When Sinatra received an Oscar nomination in 1955 — from the same Hollywood establishment that had refused to give the film he was in its seal of approval — it was clear that something was amiss. And attempts to make the code flexible? They just made it meaningless.
Pushing Boundaries In 'The Proper Frame of Reference'
By 1959, the man charged with enforcing the rules conceded that if a "moral conflict" provided "the proper frame of reference," a Code-approved film could deal with pretty much any topic but homosexuality.
Famous last words. What came up that year? Some Like It Hot, with Jack Lemmon and Tony Curtis, in drag, fending off male suitors.
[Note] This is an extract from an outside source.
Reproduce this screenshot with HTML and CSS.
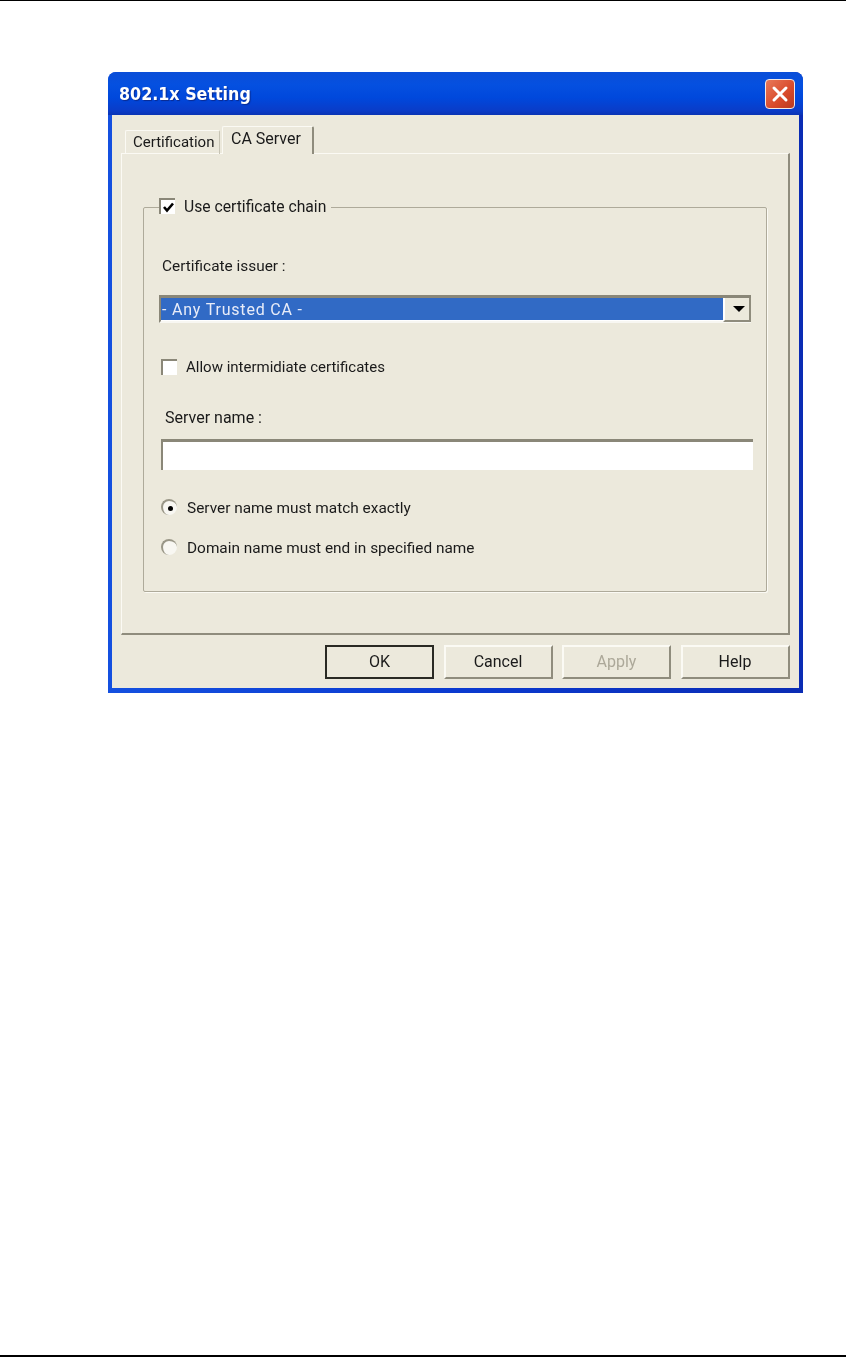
FILE: index.html
```html
<!DOCTYPE html>
<html lang="en">
<head>
    <meta charset="UTF-8">
    <meta name="viewport" content="width=device-width, initial-scale=1.0">
    <title>802.1x Setting</title>
    <link rel="stylesheet" href="styles.css">
</head>
<body>
    <div class="page">
        <div class="rule-top"></div>

        <div class="dialog">
            <div class="titlebar">
                <span class="title">802.1x Setting</span>
                <span class="close-btn">
                    <svg width="18" height="18" viewBox="0 0 18 18"><path d="M3 3 L15 15 M15 3 L3 15" stroke="#fff" stroke-width="3" stroke-linecap="round"/></svg>
                </span>
            </div>

            <div class="client">
                <div class="tabs">
                    <div class="tab">Certification</div>
                    <div class="tab tab-active">CA Server</div>
                </div>

                <div class="panel">
                    <fieldset class="group">
                        <legend class="group-legend">
                            <span class="check">
                                <svg width="13" height="13" viewBox="0 0 13 13"><path d="M2 6 L5 9.5 L11 2.5" fill="none" stroke="#000" stroke-width="2.6"/></svg>
                            </span>
                            Use certificate chain
                        </legend>

                        <div class="label label-issuer">Certificate issuer :</div>
                        <div class="combo">
                            <div class="combo-value">- Any Trusted CA -</div>
                            <div class="combo-arrow"><span class="arrow-down"></span></div>
                        </div>

                        <div class="option option-allow">
                            <span class="check"></span>
                            Allow intermidiate certificates
                        </div>

                        <div class="label label-server">Server name :</div>
                        <div class="textbox"></div>

                        <div class="option option-exact">
                            <span class="radio"><span class="radio-dot"></span></span>
                            Server name must match exactly
                        </div>
                        <div class="option option-domain">
                            <span class="radio"></span>
                            Domain name must end in specified name
                        </div>
                    </fieldset>
                </div>

                <div class="buttons">
                    <div class="btn btn-default">OK</div>
                    <div class="btn">Cancel</div>
                    <div class="btn btn-disabled">Apply</div>
                    <div class="btn">Help</div>
                </div>
            </div>
        </div>

        <div class="rule-bottom"></div>
    </div>
</body>
</html>
```

FILE: styles.css
```css
:root {
    --face: #ece9dc;
    --shadow: #8f8c7d;
    --light: #fbfaf4;
}
* {
    box-sizing: border-box;
}
body {
    margin: 0;
    background-color: white;
    color: #1a1a1a;
    font-family: Roboto, 'Liberation Sans', sans-serif;
    font-size: 15.4px;
}
.page {
    height: 1358px;
    display: flex;
    flex-direction: column;
    overflow: hidden;
}
.rule-top {
    height: 1px;
    background-color: black;
}
.rule-bottom {
    height: 2px;
    margin-top: auto;
    margin-bottom: 1px;
    background-color: black;
}
.dialog {
    width: 695px;
    height: 621px;
    margin: 71px 0 0 108px;
    display: flex;
    flex-direction: column;
    padding: 0 4px 5px;
    border-radius: 8px 8px 0 0;
    background: linear-gradient(90deg, #1450e0, #0b3ad0 50%, #0a2cb4);
    filter: blur(0.35px);
}
.titlebar {
    height: 43px;
    margin: 0 -4px;
    padding: 0 8px 0 11px;
    display: flex;
    align-items: center;
    justify-content: space-between;
    border-radius: 8px 8px 0 0;
    background: linear-gradient(180deg, #0a4ed8 0%, #0550e0 30%, #0048dc 60%, #0a3cc8 90%, #0a34b4 100%);
}
.title {
    color: white;
    font-family: 'DejaVu Sans Condensed', 'DejaVu Sans', sans-serif;
    font-weight: bold;
    font-size: 17.7px;
    text-shadow: 1px 1px 1px #0a2a90;
}
.close-btn {
    width: 30px;
    height: 30px;
    display: flex;
    align-items: center;
    justify-content: center;
    border: 1px solid #f4e8e4;
    border-radius: 4px;
    background: linear-gradient(135deg, #e8795a, #d8492a 60%, #b83a20);
}
.client {
    flex: 1;
    padding: 11px 9px 0;
    background-color: var(--face);
}
.tabs {
    display: flex;
    align-items: flex-end;
    padding-left: 4px;
    height: 28px;
    margin-bottom: -1px;
    position: relative;
    z-index: 1;
}
.tab {
    width: 95px;
    height: 24px;
    padding-left: 7px;
    font-size: 15px;
    line-height: 23px;
    border-top: 1px solid var(--light);
    border-left: 1px solid var(--light);
    border-right: 1px solid #c6c3b4;
    border-radius: 2px 2px 0 0;
}
.tab-active {
    width: 92px;
    height: 28px;
    margin-left: 2px;
    padding-left: 8px;
    font-size: 16px;
    line-height: 24px;
    border-right: 2px solid var(--shadow);
    background-color: var(--face);
}
.panel {
    height: 482px;
    padding: 44px 21px 0;
    border-top: 1px solid var(--light);
    border-left: 1px solid var(--light);
    border-right: 2px solid var(--shadow);
    border-bottom: 2px solid var(--shadow);
}
.group {
    height: 394px;
    margin: 0;
    padding: 0 15px;
    border: 1px solid #aeaa9a;
    border-radius: 2px;
    box-shadow: 1px 1px 0 var(--light);
}
.group-legend {
    margin-left: 0;
    padding: 0 5px 0 0;
    height: 18px;
    line-height: 18px;
    display: flex;
    align-items: center;
    gap: 9px;
    font-size: 15.7px;
}
.group-legend .check {
    margin-top: -2px;
}
.check {
    width: 16px;
    height: 16px;
    flex: none;
    display: flex;
    align-items: center;
    justify-content: center;
    border-top: 2px solid #8a8778;
    border-left: 2px solid #8a8778;
    background-color: white;
}
.label {
    line-height: 18px;
}
.label-issuer {
    margin: 41px 0 0 3px;
}
.label-server {
    margin: 33px 0 0 6px;
    font-size: 16px;
}
.combo {
    height: 28px;
    margin-top: 20px;
    display: flex;
    border-top: 3px solid #8a8778;
    border-left: 2px solid #8a8778;
    border-bottom: 2px solid #f8f7f2;
    background-color: white;
}
.combo-value {
    flex: 1;
    height: 22px;
    padding-left: 1px;
    font-size: 16px;
    letter-spacing: 0.8px;
    line-height: 24px;
    color: #e8ecf8;
    background-color: #316ac5;
}
.combo-arrow {
    width: 28px;
    height: 24px;
    margin-bottom: -2px;
    padding-left: 4px;
    display: flex;
    align-items: center;
    justify-content: center;
    background-color: var(--face);
    border-left: 2px solid white;
    border-right: 2px solid var(--shadow);
    border-bottom: 2px solid var(--shadow);
}
.arrow-down {
    width: 0;
    height: 0;
    border-left: 6px solid transparent;
    border-right: 6px solid transparent;
    border-top: 6px solid black;
}
.option {
    height: 18px;
    margin-left: 2px;
    display: flex;
    align-items: center;
    gap: 9px;
    line-height: 18px;
}
.option-allow {
    margin-top: 35px;
    font-size: 15px;
}
.option-exact {
    margin-top: 29px;
    gap: 10px;
}
.option-domain {
    margin-top: 22px;
    gap: 10px;
}
.textbox {
    height: 31px;
    margin: 12px -2px 0 2px;
    border-top: 3px solid #8a8778;
    border-left: 2px solid #8a8778;
    background-color: white;
}
.radio {
    width: 16px;
    height: 16px;
    margin-top: -2px;
    flex: none;
    display: flex;
    align-items: center;
    justify-content: center;
    border-radius: 50%;
    border-top: 2px solid #9a9788;
    border-left: 2px solid #9a9788;
    background-color: #f8f7f2;
}
.radio-dot {
    width: 5px;
    height: 5px;
    border-radius: 50%;
    background-color: black;
}
.buttons {
    margin-top: 10px;
    padding-left: 204px;
    display: flex;
    gap: 9.5px;
}
.btn {
    width: 109px;
    height: 34px;
    font-size: 16px;
    line-height: 30px;
    text-align: center;
    border-top: 2px solid var(--light);
    border-left: 2px solid var(--light);
    border-right: 2px solid var(--shadow);
    border-bottom: 2px solid var(--shadow);
}
.btn-default {
    border: 2px solid #2a2a24;
}
.btn-disabled {
    color: #aca899;
}
```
The film's plot was a veritable catalog of once-forbidden topics — gambling and racketeering to get the plot going, a booze-swilling Marilyn Monroe to keep it going.
When Monroe's Sugar Kane Kowalczyk climbed into a train berth with Jack Lemmon's "Daphne," there was no longer a hanging blanket to separate them — and when Sugar's breathless, dingbat recollections of bedtime games with her sister inspired a strangled, hormonal snort from Lemmon — the code was dead, whether Hollywood admitted it or not. And judging from attendance at the nation's theaters, it was not much missed.
A year after Some Like It Hot was released, the head of the MPA began suggesting that some sort of classification system might work better than a censorship system that no one was paying attention to. In 1968, his organization finally shifted from restricting filmmakers to alerting audiences, using the film-ratings system we know today.
How's that approach been working out? It took all of one year for an X-rated movie to win an Oscar for Best Picture — Midnight Cowboy, which violated more "don'ts" and "be-carefuls" than it observed.
And it took just two years after that for Midnight Cowboy to be re-rated from X to R, without a single frame being altered. Community standards had changed — as they invariably do.